[Items from a data source]
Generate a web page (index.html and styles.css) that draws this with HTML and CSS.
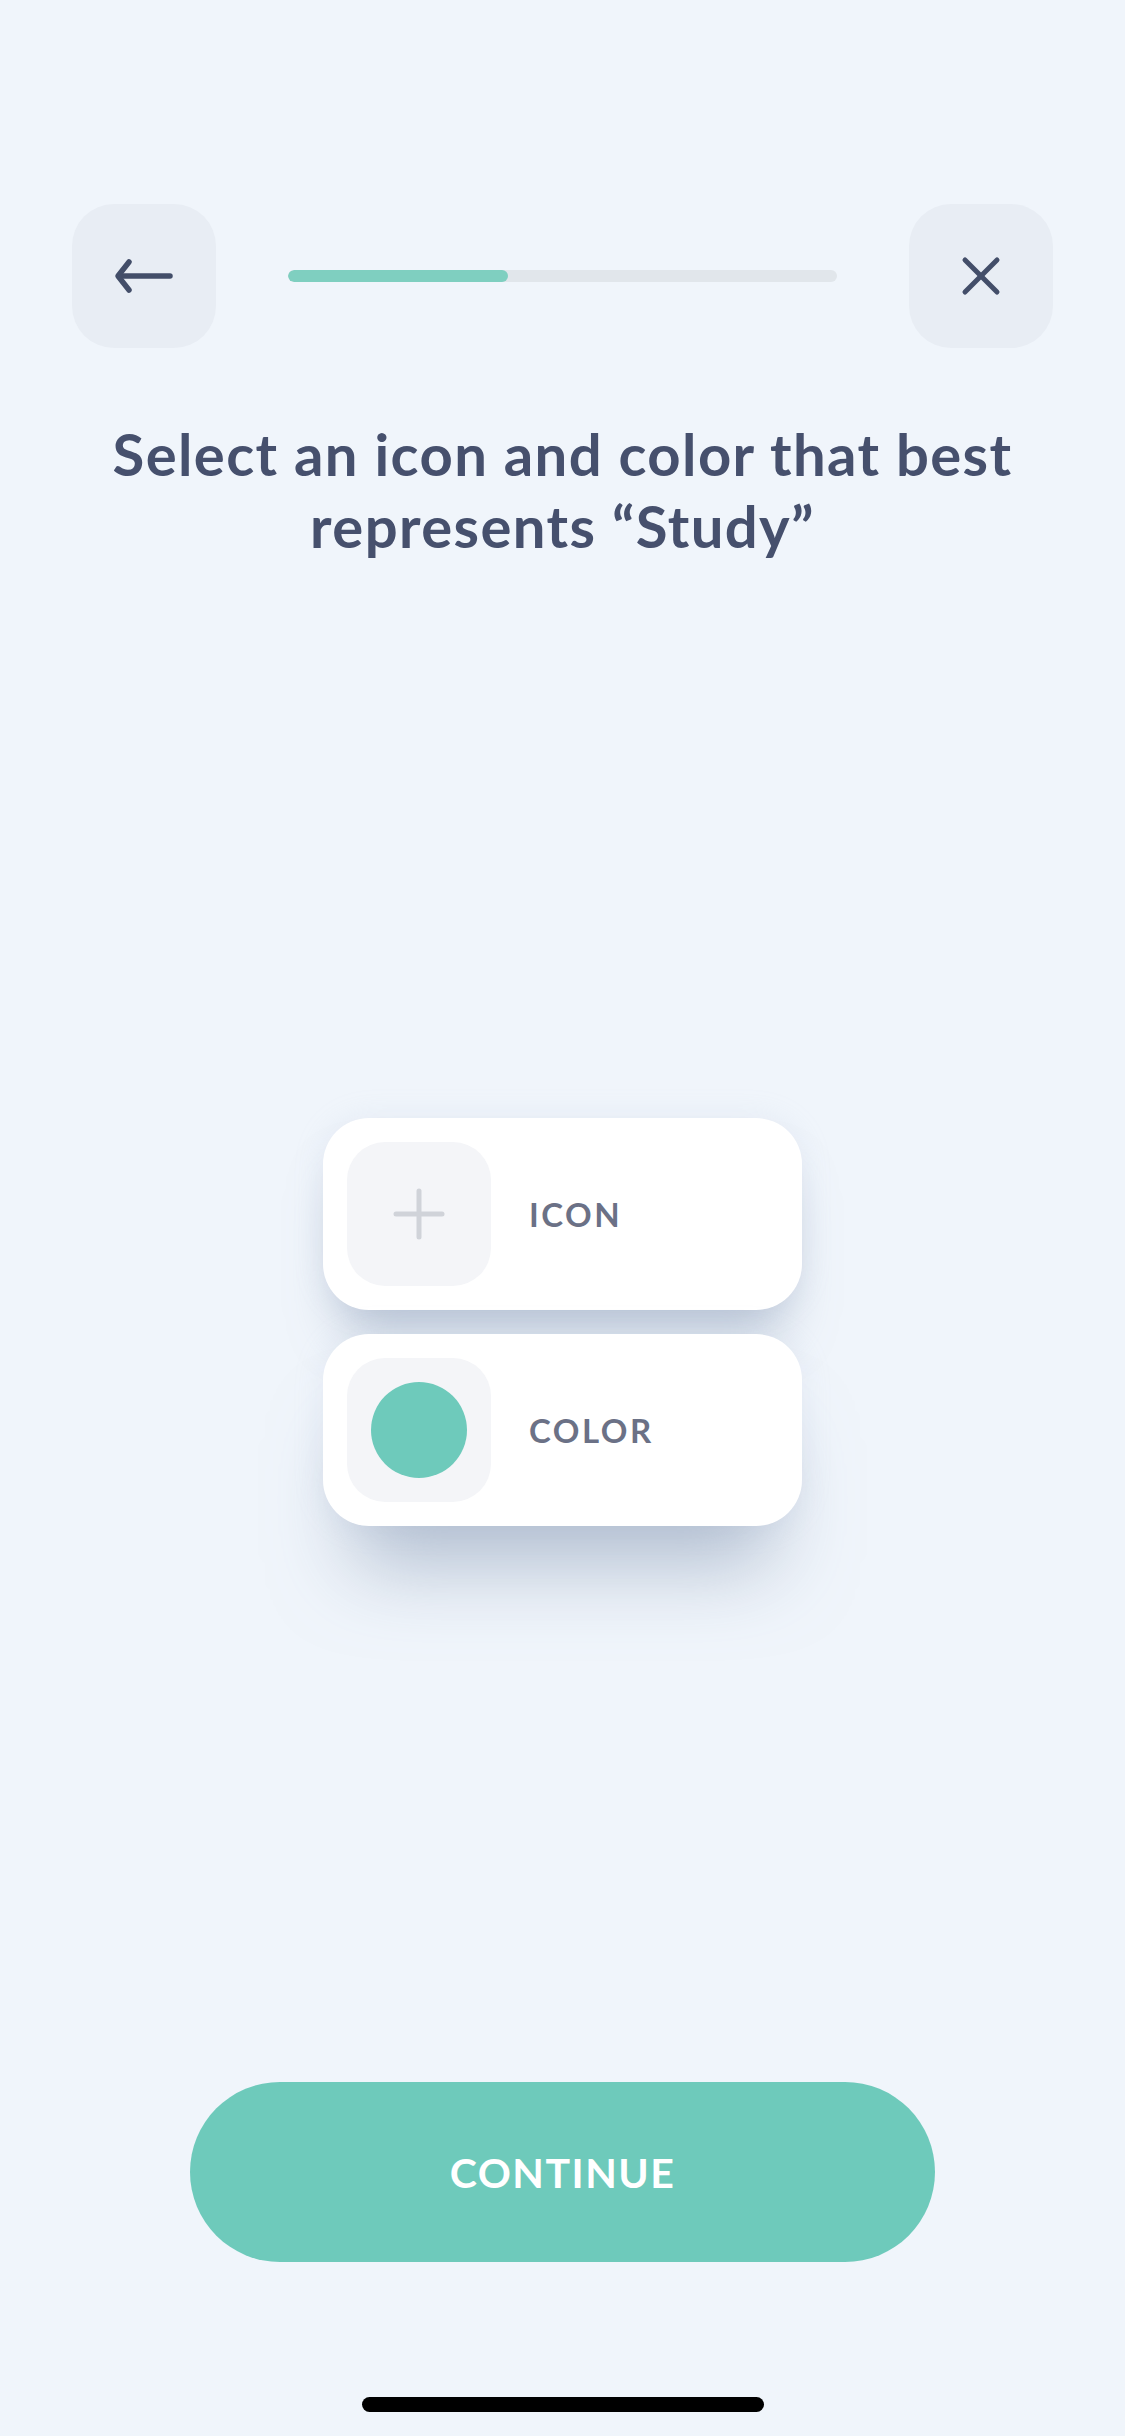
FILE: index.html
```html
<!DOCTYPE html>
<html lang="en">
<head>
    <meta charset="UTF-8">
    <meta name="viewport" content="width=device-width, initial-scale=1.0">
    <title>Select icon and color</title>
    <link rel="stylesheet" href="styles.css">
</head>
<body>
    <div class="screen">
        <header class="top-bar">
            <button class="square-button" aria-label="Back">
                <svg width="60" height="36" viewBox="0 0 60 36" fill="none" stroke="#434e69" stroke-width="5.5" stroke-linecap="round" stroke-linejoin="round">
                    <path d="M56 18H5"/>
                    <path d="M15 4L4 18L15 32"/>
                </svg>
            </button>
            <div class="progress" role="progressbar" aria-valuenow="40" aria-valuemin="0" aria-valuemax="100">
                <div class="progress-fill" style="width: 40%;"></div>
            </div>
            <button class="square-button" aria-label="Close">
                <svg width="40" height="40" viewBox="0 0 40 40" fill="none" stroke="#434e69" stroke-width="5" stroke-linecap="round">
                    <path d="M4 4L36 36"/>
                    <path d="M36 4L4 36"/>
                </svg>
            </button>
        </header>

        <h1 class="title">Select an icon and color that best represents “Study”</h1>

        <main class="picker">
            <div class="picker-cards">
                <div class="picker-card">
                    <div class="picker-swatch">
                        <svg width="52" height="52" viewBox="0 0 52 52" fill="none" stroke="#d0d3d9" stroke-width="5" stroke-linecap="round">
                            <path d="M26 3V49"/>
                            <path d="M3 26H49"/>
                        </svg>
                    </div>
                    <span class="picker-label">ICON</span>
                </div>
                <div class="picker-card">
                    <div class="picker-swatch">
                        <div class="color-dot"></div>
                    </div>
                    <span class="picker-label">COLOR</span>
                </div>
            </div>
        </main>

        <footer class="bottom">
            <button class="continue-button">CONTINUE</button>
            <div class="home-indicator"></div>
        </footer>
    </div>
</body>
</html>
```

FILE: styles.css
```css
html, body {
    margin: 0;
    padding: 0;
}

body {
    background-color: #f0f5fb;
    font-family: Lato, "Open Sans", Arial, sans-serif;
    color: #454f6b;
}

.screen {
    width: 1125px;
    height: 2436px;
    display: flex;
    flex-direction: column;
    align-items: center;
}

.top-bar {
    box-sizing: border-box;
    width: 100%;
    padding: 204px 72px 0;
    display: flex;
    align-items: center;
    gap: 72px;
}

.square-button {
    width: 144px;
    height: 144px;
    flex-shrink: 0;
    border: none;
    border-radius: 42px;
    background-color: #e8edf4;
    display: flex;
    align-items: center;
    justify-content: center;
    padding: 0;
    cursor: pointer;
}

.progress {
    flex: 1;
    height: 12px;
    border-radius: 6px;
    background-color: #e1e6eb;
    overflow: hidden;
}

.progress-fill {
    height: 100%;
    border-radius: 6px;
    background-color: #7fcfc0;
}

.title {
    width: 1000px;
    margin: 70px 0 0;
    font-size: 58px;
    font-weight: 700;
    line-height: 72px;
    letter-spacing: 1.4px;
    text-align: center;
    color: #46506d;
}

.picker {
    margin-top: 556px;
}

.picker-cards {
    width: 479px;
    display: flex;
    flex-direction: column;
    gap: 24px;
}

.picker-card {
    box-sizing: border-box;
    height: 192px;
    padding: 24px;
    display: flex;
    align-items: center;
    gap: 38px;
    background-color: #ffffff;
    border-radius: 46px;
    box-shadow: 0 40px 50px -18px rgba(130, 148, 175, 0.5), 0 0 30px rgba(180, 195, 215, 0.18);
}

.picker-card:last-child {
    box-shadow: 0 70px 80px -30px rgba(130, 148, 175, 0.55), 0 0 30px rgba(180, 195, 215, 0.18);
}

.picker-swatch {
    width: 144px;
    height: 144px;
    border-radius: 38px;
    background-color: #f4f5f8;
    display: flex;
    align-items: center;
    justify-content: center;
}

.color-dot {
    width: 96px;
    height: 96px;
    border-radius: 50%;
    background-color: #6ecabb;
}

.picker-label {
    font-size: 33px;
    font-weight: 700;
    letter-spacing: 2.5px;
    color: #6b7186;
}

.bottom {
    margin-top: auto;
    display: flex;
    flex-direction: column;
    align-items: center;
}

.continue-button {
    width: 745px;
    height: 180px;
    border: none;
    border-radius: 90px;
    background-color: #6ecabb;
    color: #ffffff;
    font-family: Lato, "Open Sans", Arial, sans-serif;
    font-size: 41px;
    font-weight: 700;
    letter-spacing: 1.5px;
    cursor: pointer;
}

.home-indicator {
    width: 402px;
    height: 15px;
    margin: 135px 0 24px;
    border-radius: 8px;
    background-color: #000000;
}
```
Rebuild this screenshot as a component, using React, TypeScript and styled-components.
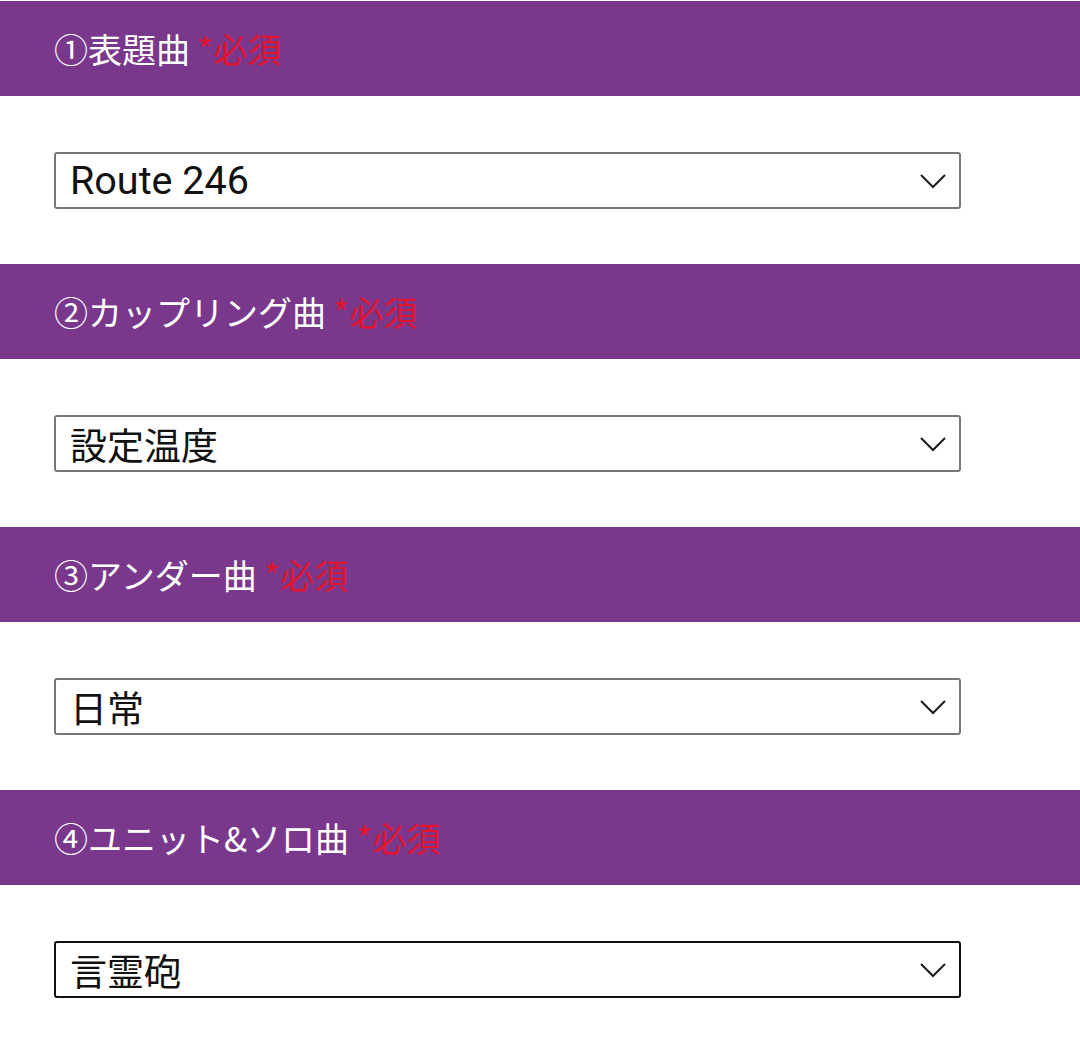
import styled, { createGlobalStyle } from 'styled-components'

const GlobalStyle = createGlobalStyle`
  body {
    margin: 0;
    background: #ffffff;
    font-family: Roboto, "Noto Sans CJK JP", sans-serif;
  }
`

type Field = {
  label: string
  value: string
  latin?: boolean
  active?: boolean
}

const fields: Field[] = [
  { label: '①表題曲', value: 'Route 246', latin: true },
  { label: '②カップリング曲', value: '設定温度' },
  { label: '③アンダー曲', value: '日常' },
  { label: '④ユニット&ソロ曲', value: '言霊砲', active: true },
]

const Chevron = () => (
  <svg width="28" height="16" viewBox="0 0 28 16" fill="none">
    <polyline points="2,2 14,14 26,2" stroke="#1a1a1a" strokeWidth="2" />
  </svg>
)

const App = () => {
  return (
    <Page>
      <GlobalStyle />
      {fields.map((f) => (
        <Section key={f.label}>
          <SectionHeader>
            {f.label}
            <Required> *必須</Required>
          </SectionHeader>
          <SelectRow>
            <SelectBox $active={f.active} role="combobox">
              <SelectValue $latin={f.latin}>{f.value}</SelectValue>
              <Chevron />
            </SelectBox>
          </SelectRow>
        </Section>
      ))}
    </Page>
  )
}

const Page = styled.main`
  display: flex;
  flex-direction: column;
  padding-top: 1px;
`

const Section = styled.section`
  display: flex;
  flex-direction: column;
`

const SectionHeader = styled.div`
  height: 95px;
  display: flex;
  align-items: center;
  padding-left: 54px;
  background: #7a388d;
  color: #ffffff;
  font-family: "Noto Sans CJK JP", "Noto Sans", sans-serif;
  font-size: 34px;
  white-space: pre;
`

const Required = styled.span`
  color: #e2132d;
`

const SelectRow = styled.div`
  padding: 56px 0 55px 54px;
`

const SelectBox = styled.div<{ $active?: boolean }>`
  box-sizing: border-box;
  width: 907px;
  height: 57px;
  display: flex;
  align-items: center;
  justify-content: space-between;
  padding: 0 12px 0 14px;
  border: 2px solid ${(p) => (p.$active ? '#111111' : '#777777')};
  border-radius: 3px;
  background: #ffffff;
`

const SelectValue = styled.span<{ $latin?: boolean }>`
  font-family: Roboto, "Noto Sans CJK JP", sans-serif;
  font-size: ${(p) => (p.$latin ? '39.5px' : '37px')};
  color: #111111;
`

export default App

## EXERCISE AIM
Leave the images out, please, and restate each line word for word.

## EXERCISE RESPONSE
Generate a web page (index.html and styles.css) that draws this with HTML and CSS.
FILE: index.html
```html
<!DOCTYPE html>
<html lang="en">
<head>
    <meta charset="UTF-8">
    <meta name="viewport" content="width=device-width, initial-scale=1.0">
    <title>Select icon and color</title>
    <link rel="stylesheet" href="styles.css">
</head>
<body>
    <div class="screen">
        <header class="top-bar">
            <button class="square-button" aria-label="Back">
                <svg width="60" height="36" viewBox="0 0 60 36" fill="none" stroke="#434e69" stroke-width="5.5" stroke-linecap="round" stroke-linejoin="round">
                    <path d="M56 18H5"/>
                    <path d="M15 4L4 18L15 32"/>
                </svg>
            </button>
            <div class="progress" role="progressbar" aria-valuenow="40" aria-valuemin="0" aria-valuemax="100">
                <div class="progress-fill" style="width: 40%;"></div>
            </div>
            <button class="square-button" aria-label="Close">
                <svg width="40" height="40" viewBox="0 0 40 40" fill="none" stroke="#434e69" stroke-width="5" stroke-linecap="round">
                    <path d="M4 4L36 36"/>
                    <path d="M36 4L4 36"/>
                </svg>
            </button>
        </header>

        <h1 class="title">Select an icon and color that best represents “Study”</h1>

        <main class="picker">
            <div class="picker-cards">
                <div class="picker-card">
                    <div class="picker-swatch">
                        <svg width="52" height="52" viewBox="0 0 52 52" fill="none" stroke="#d0d3d9" stroke-width="5" stroke-linecap="round">
                            <path d="M26 3V49"/>
                            <path d="M3 26H49"/>
                        </svg>
                    </div>
                    <span class="picker-label">ICON</span>
                </div>
                <div class="picker-card">
                    <div class="picker-swatch">
                        <div class="color-dot"></div>
                    </div>
                    <span class="picker-label">COLOR</span>
                </div>
            </div>
        </main>

        <footer class="bottom">
            <button class="continue-button">CONTINUE</button>
            <div class="home-indicator"></div>
        </footer>
    </div>
</body>
</html>
```

FILE: styles.css
```css
html, body {
    margin: 0;
    padding: 0;
}

body {
    background-color: #f0f5fb;
    font-family: Lato, "Open Sans", Arial, sans-serif;
    color: #454f6b;
}

.screen {
    width: 1125px;
    height: 2436px;
    display: flex;
    flex-direction: column;
    align-items: center;
}

.top-bar {
    box-sizing: border-box;
    width: 100%;
    padding: 204px 72px 0;
    display: flex;
    align-items: center;
    gap: 72px;
}

.square-button {
    width: 144px;
    height: 144px;
    flex-shrink: 0;
    border: none;
    border-radius: 42px;
    background-color: #e8edf4;
    display: flex;
    align-items: center;
    justify-content: center;
    padding: 0;
    cursor: pointer;
}

.progress {
    flex: 1;
    height: 12px;
    border-radius: 6px;
    background-color: #e1e6eb;
    overflow: hidden;
}

.progress-fill {
    height: 100%;
    border-radius: 6px;
    background-color: #7fcfc0;
}

.title {
    width: 1000px;
    margin: 70px 0 0;
    font-size: 58px;
    font-weight: 700;
    line-height: 72px;
    letter-spacing: 1.4px;
    text-align: center;
    color: #46506d;
}

.picker {
    margin-top: 556px;
}

.picker-cards {
    width: 479px;
    display: flex;
    flex-direction: column;
    gap: 24px;
}

.picker-card {
    box-sizing: border-box;
    height: 192px;
    padding: 24px;
    display: flex;
    align-items: center;
    gap: 38px;
    background-color: #ffffff;
    border-radius: 46px;
    box-shadow: 0 40px 50px -18px rgba(130, 148, 175, 0.5), 0 0 30px rgba(180, 195, 215, 0.18);
}

.picker-card:last-child {
    box-shadow: 0 70px 80px -30px rgba(130, 148, 175, 0.55), 0 0 30px rgba(180, 195, 215, 0.18);
}

.picker-swatch {
    width: 144px;
    height: 144px;
    border-radius: 38px;
    background-color: #f4f5f8;
    display: flex;
    align-items: center;
    justify-content: center;
}

.color-dot {
    width: 96px;
    height: 96px;
    border-radius: 50%;
    background-color: #6ecabb;
}

.picker-label {
    font-size: 33px;
    font-weight: 700;
    letter-spacing: 2.5px;
    color: #6b7186;
}

.bottom {
    margin-top: auto;
    display: flex;
    flex-direction: column;
    align-items: center;
}

.continue-button {
    width: 745px;
    height: 180px;
    border: none;
    border-radius: 90px;
    background-color: #6ecabb;
    color: #ffffff;
    font-family: Lato, "Open Sans", Arial, sans-serif;
    font-size: 41px;
    font-weight: 700;
    letter-spacing: 1.5px;
    cursor: pointer;
}

.home-indicator {
    width: 402px;
    height: 15px;
    margin: 135px 0 24px;
    border-radius: 8px;
    background-color: #000000;
}
```
Rebuild this screenshot as a component, using React, TypeScript and styled-components.
import styled, { createGlobalStyle } from 'styled-components'

const GlobalStyle = createGlobalStyle`
  body {
    margin: 0;
    background: #ffffff;
    font-family: Roboto, "Noto Sans CJK JP", sans-serif;
  }
`

type Field = {
  label: string
  value: string
  latin?: boolean
  active?: boolean
}

const fields: Field[] = [
  { label: '①表題曲', value: 'Route 246', latin: true },
  { label: '②カップリング曲', value: '設定温度' },
  { label: '③アンダー曲', value: '日常' },
  { label: '④ユニット&ソロ曲', value: '言霊砲', active: true },
]

const Chevron = () => (
  <svg width="28" height="16" viewBox="0 0 28 16" fill="none">
    <polyline points="2,2 14,14 26,2" stroke="#1a1a1a" strokeWidth="2" />
  </svg>
)

const App = () => {
  return (
    <Page>
      <GlobalStyle />
      {fields.map((f) => (
        <Section key={f.label}>
          <SectionHeader>
            {f.label}
            <Required> *必須</Required>
          </SectionHeader>
          <SelectRow>
            <SelectBox $active={f.active} role="combobox">
              <SelectValue $latin={f.latin}>{f.value}</SelectValue>
              <Chevron />
            </SelectBox>
          </SelectRow>
        </Section>
      ))}
    </Page>
  )
}

const Page = styled.main`
  display: flex;
  flex-direction: column;
  padding-top: 1px;
`

const Section = styled.section`
  display: flex;
  flex-direction: column;
`

const SectionHeader = styled.div`
  height: 95px;
  display: flex;
  align-items: center;
  padding-left: 54px;
  background: #7a388d;
  color: #ffffff;
  font-family: "Noto Sans CJK JP", "Noto Sans", sans-serif;
  font-size: 34px;
  white-space: pre;
`

const Required = styled.span`
  color: #e2132d;
`

const SelectRow = styled.div`
  padding: 56px 0 55px 54px;
`

const SelectBox = styled.div<{ $active?: boolean }>`
  box-sizing: border-box;
  width: 907px;
  height: 57px;
  display: flex;
  align-items: center;
  justify-content: space-between;
  padding: 0 12px 0 14px;
  border: 2px solid ${(p) => (p.$active ? '#111111' : '#777777')};
  border-radius: 3px;
  background: #ffffff;
`

const SelectValue = styled.span<{ $latin?: boolean }>`
  font-family: Roboto, "Noto Sans CJK JP", sans-serif;
  font-size: ${(p) => (p.$latin ? '39.5px' : '37px')};
  color: #111111;
`

export default App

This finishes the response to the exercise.